The appeals court panel voted 2-1 in favor of sending the case back down for more investigation into the jurors. Those who supported the idea were Judges William Kayatta Jr. and O. Rogeriee Thompson, who were both nominated to the court by President Barack Obama.

Judge Jeffrey Howard, who was nominated by George W. Bush, dissented, writing that there was “ample basis for the district court to arrive at the judgment that the two jurors in question were not improperly biased.”

“They set up this case just to argue against the death penalty,” said Boston 25 legal analyst Peter Elikkan. “This case has always been not guilt or innocence, but from the beginning, it was just that you get the death penalty. Or does he get life in prison, in a supermax prison without possibility of parole? So there was never any hope that he’s ever going to emerge or see the light of day or freedom, ever, even from the moment he was arrested,” Elikkan added.
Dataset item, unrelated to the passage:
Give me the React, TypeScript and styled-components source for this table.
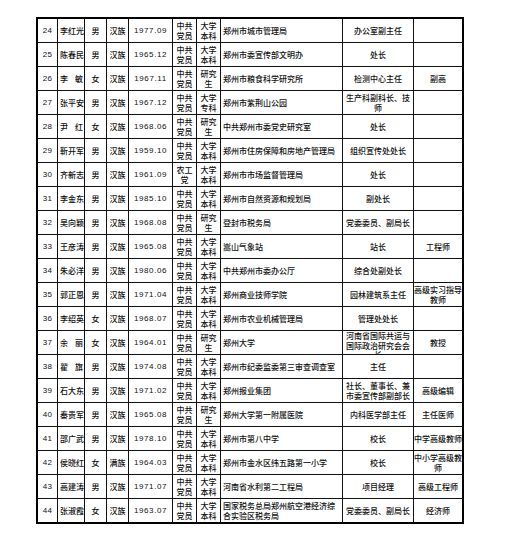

Tsarnaev’s guilt in the deaths of Lingzi Lu, a 23-year-old Boston University graduate student from China; Krystle Campbell, a 29-year-old restaurant manager from Medford, Massachusetts; and 8-year-old Martin Richard, of Boston, was not at issue in the appeal, only whether he should be put to death or imprisoned for life.

Defense lawyers argued that Tsarnaev had fallen under the influence of his older brother, Tamerlan, who died in a gun battle with police a few days after the April 15, 2013, bombing.

Tsarnaev was convicted of all 30 charges against him, including conspiracy and use of a weapon of mass destruction and the killing of Massachusetts Institute of Technology Police Officer Sean Collier during the Tsarnaev brothers’ getaway attempt.

Prosecutors told jurors that the men carried out the attack to punish the United States for its wars in Muslim countries. In the boat where Tsarnaev was found hiding, he had scrawled a confession that referred to the wars and wrote, among other things, “Stop killing our innocent people and we will stop.”